Writer’s Block

Lately I’ve found myself in the midst of a pretty convoluted case of writer’s block. Much like anything else we do in life, we oftentimes will find a moment in time where the sights we had set on initially becomes hazy and questionable. It’s moments like these where we are forced to nurture the seed that motivates us or find a new source of fulfillment.
Now I would be kidding only myself if I sat here and told you all that my life hadn’t been turned upside down recently and that for a while my life’s most gracious challenge was making it out of bed and into my car to start the day.
We as humans, find it so easy to admire the lives of the people we follow, rather than trying to be the leaders of our own lives. With the arthritic trend of our millennial generation ensued upon us to with the double tapping to like and the emphasis put on not even the quality of a comment, but at the mere quantity of people with something to say that mattered.
So at what point did the lives of our peers become the manual to how we live ours?
A following in social media can be great in a cognizable circumstance where their platform is used to uplift more people than just themselves, but how often is this the case?
When we live in a world where less of what you do matters and more of how many people saw you do it does, you have lost sight of your own entelechy and are now looking for it in others in search of the same thing.

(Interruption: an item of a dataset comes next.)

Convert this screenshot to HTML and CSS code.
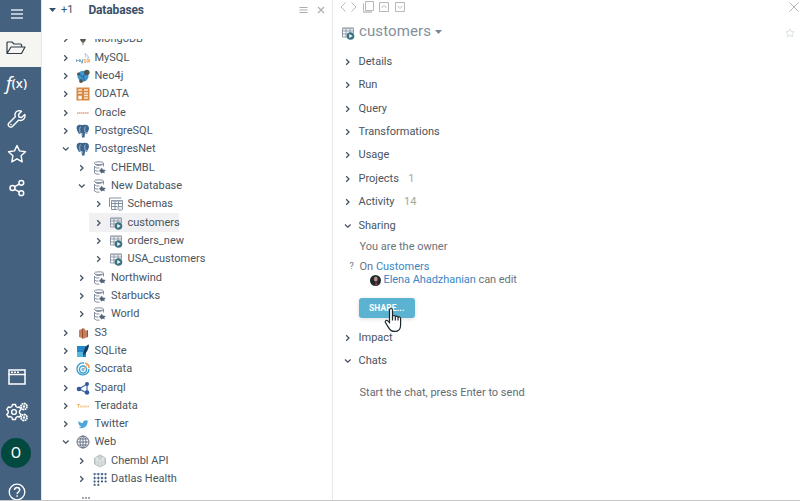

So instead of your profile telling the story of your life, it is masqueraded with the visions of what others would rather see instead. We post the things we think will perpetuate attention, popularity, and infamy. Rather than us checking each avenue of digital approval for status updates from your sick relative or trouble peer, we see the focus of photos shift to that of comparison and envy. If our photo didn’t reap sufficient results, we redirect to a drawing board that is filled with “options” of who to be, some more authentic than others, yet we still choose to post what will continue to create the illusion that all of us have our sh*t together, when in actuality, we are barely holding onto a thread.
So how do we maintain our own sense of identity without asphyxiating all chances of social acceptance?
Understandably, we want to keep to ourselves, the aspects of our lives that are most real, because that sense of raw vulnerability is terrifying, but at what point do we enter into the world of selfishness where our filtered lives have set the precedence for others to feel the same about theirs. When in reality, you could both be mirroring each other’s daily heartaches and are only amplifying this by denying your “following” a glimpse into life as a human. It’s as if we have reason to apologize for being what others would deem as normal.